Nations will come to your light,
and kings to the brightness of your dawn.”
May we be people that shine bright reflecting to the world the true nature of our God, the God who loved us to the ends of the earth and back. When the going gets rough, let us be children who say, “This is hard, God. Will you help me?” And he will, and then we’ll have even more of his goodness to tell people about, people who are wandering around in the dark night without a clear vision of what he is really like.
“Give thanks to the LORD, for he is good. His love endures forever.” -Psalm 136:1
He is good.
“For what we preach is not ourselves, but Jesus Christ as Lord, and ourselves as your servants for Jesus’ sake. For God, who said, “Let light shine out of darkness,” made his light shine in our hearts to give us the light of the knowledge of God’s glory displayed in the face of Christ.
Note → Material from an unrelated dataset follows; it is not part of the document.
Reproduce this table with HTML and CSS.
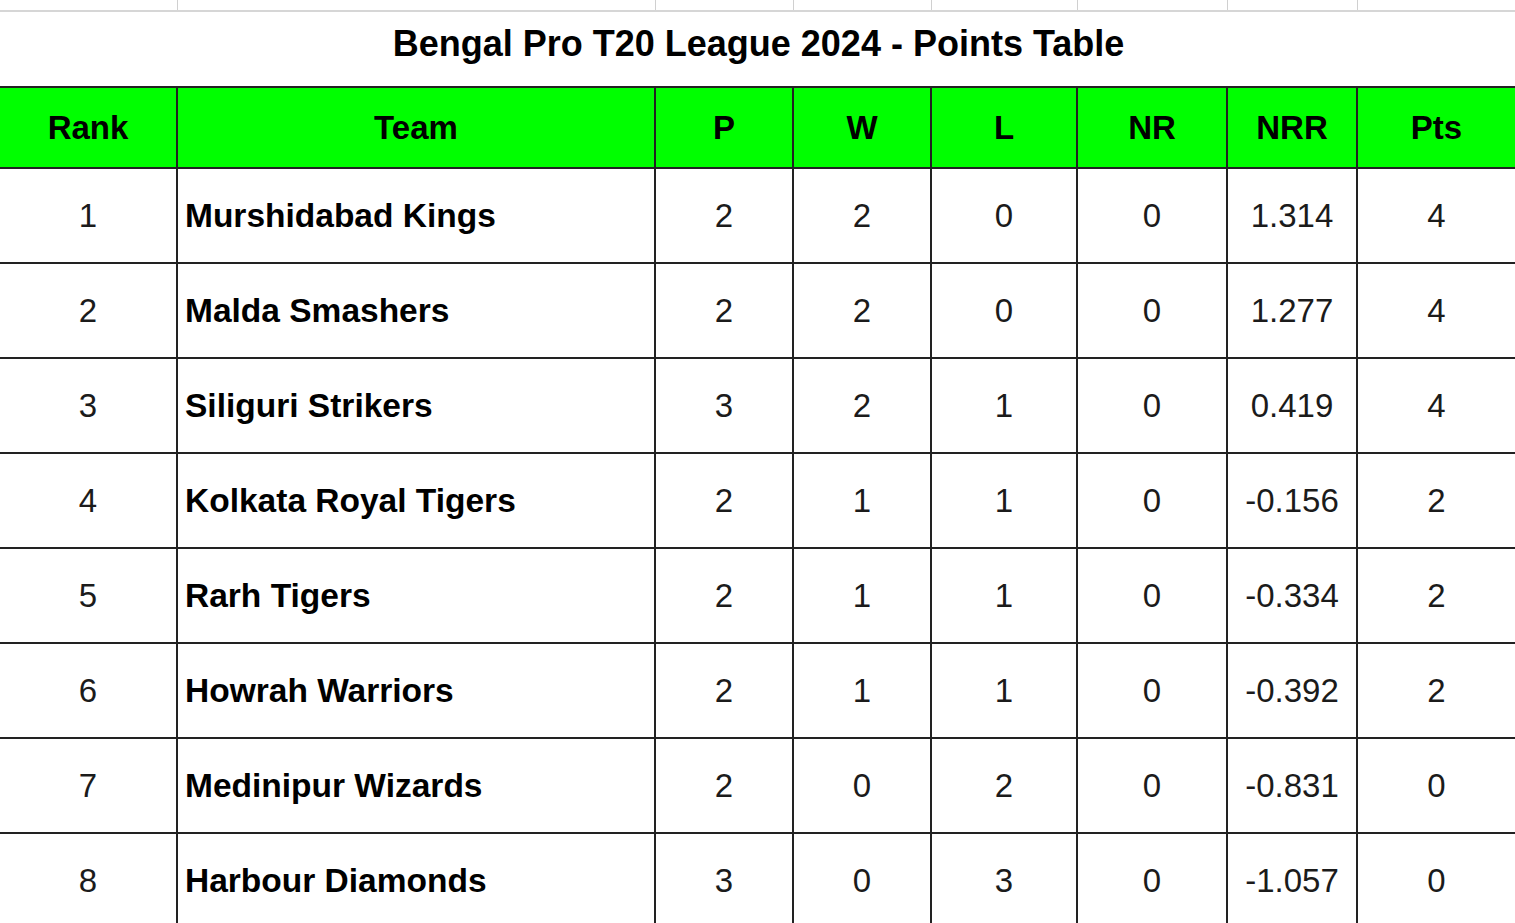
FILE: index.html
```html
<!DOCTYPE html>
<html lang="en">
<head>
<meta charset="utf-8">
<title>Bengal Pro T20 League 2024 - Points Table</title>
<link rel="stylesheet" href="styles.css">
</head>
<body>
<div class="sheet">
  <div class="strip">
    <span></span><span></span><span></span><span></span><span></span><span></span><span></span><span></span>
  </div>
  <div class="title">Bengal Pro T20 League 2024 - Points Table</div>
  <div class="grid">
    <div class="cell head">Rank</div>
    <div class="cell head">Team</div>
    <div class="cell head">P</div>
    <div class="cell head">W</div>
    <div class="cell head">L</div>
    <div class="cell head">NR</div>
    <div class="cell head">NRR</div>
    <div class="cell head">Pts</div>

    <div class="cell">1</div><div class="cell team">Murshidabad Kings</div><div class="cell">2</div><div class="cell">2</div><div class="cell">0</div><div class="cell">0</div><div class="cell">1.314</div><div class="cell">4</div>
    <div class="cell">2</div><div class="cell team">Malda Smashers</div><div class="cell">2</div><div class="cell">2</div><div class="cell">0</div><div class="cell">0</div><div class="cell">1.277</div><div class="cell">4</div>
    <div class="cell">3</div><div class="cell team">Siliguri Strikers</div><div class="cell">3</div><div class="cell">2</div><div class="cell">1</div><div class="cell">0</div><div class="cell">0.419</div><div class="cell">4</div>
    <div class="cell">4</div><div class="cell team">Kolkata Royal Tigers</div><div class="cell">2</div><div class="cell">1</div><div class="cell">1</div><div class="cell">0</div><div class="cell">-0.156</div><div class="cell">2</div>
    <div class="cell">5</div><div class="cell team">Rarh Tigers</div><div class="cell">2</div><div class="cell">1</div><div class="cell">1</div><div class="cell">0</div><div class="cell">-0.334</div><div class="cell">2</div>
    <div class="cell">6</div><div class="cell team">Howrah Warriors</div><div class="cell">2</div><div class="cell">1</div><div class="cell">1</div><div class="cell">0</div><div class="cell">-0.392</div><div class="cell">2</div>
    <div class="cell">7</div><div class="cell team">Medinipur Wizards</div><div class="cell">2</div><div class="cell">0</div><div class="cell">2</div><div class="cell">0</div><div class="cell">-0.831</div><div class="cell">0</div>
    <div class="cell">8</div><div class="cell team">Harbour Diamonds</div><div class="cell">3</div><div class="cell">0</div><div class="cell">3</div><div class="cell">0</div><div class="cell">-1.057</div><div class="cell">0</div>
  </div>
</div>
</body>
</html>
```
FILE: styles.css
```css
html, body {
  margin: 0;
  padding: 0;
  background: #ffffff;
}

body {
  font-family: "Liberation Sans", Arial, sans-serif;
  color: #1b1b1b;
  overflow: hidden;
}

.sheet {
  width: 1515px;
  height: 923px;
  overflow: hidden;
}

.strip,
.grid {
  display: grid;
  grid-template-columns: 178px 478px 138px 138px 146px 150px 130px 1fr;
}

.strip {
  height: 10px;
  border-bottom: 2px solid #d6d6d6;
}

.strip span {
  border-right: 1px solid #d0d0d0;
}

.strip span:last-child {
  border-right: none;
}

.title {
  height: 64px;
  padding-bottom: 10px;
  display: flex;
  align-items: center;
  justify-content: center;
  font-weight: bold;
  font-size: 36px;
  color: #000;
  padding-left: 2px;
}

.grid {
  border-top: 2px solid #222;
  grid-auto-rows: 95px;
  grid-template-rows: 81px;
}

.cell {
  display: flex;
  align-items: center;
  justify-content: center;
  border-right: 2px solid #222;
  border-bottom: 2px solid #222;
  font-size: 33px;
}

.cell:nth-child(8n) {
  border-right: none;
}

.head {
  background: #00ff00;
  font-weight: bold;
  color: #000;
}

.team {
  justify-content: flex-start;
  padding-left: 7px;
  font-weight: bold;
  font-size: 33.5px;
  color: #000;
}
```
But we have this treasure in jars of clay to show that this all-surpassing power is from God and not from us. We are hard pressed on every side, but not crushed; perplexed, but not in despair; persecuted, but not abandoned; struck down, but not destroyed. We always carry around in our body the death of Jesus, so that the life of Jesus may also be revealed in our body. For we who are alive are always being given over to death for Jesus’ sake, so that his life may also be revealed in our mortal body. So then, death is at work in us, but life is at work in you.
It is written: “I believed; therefore I have spoken.” Since we have that same spirit of faith, we also believe and therefore speak, because we know that the one who raised the Lord Jesus from the dead will also raise us with Jesus and present us with you to himself. All this is for your benefit, so that the grace that is reaching more and more people may cause thanksgiving to overflow to the glory of God.
Therefore we do not lose heart. Though outwardly we are wasting away, yet inwardly we are being renewed day by day. For our light and momentary troubles are achieving for us an eternal glory that far outweighs them all. So we fix our eyes not on what is seen, but on what is unseen, since what is seen is temporary, but what is unseen is eternal.”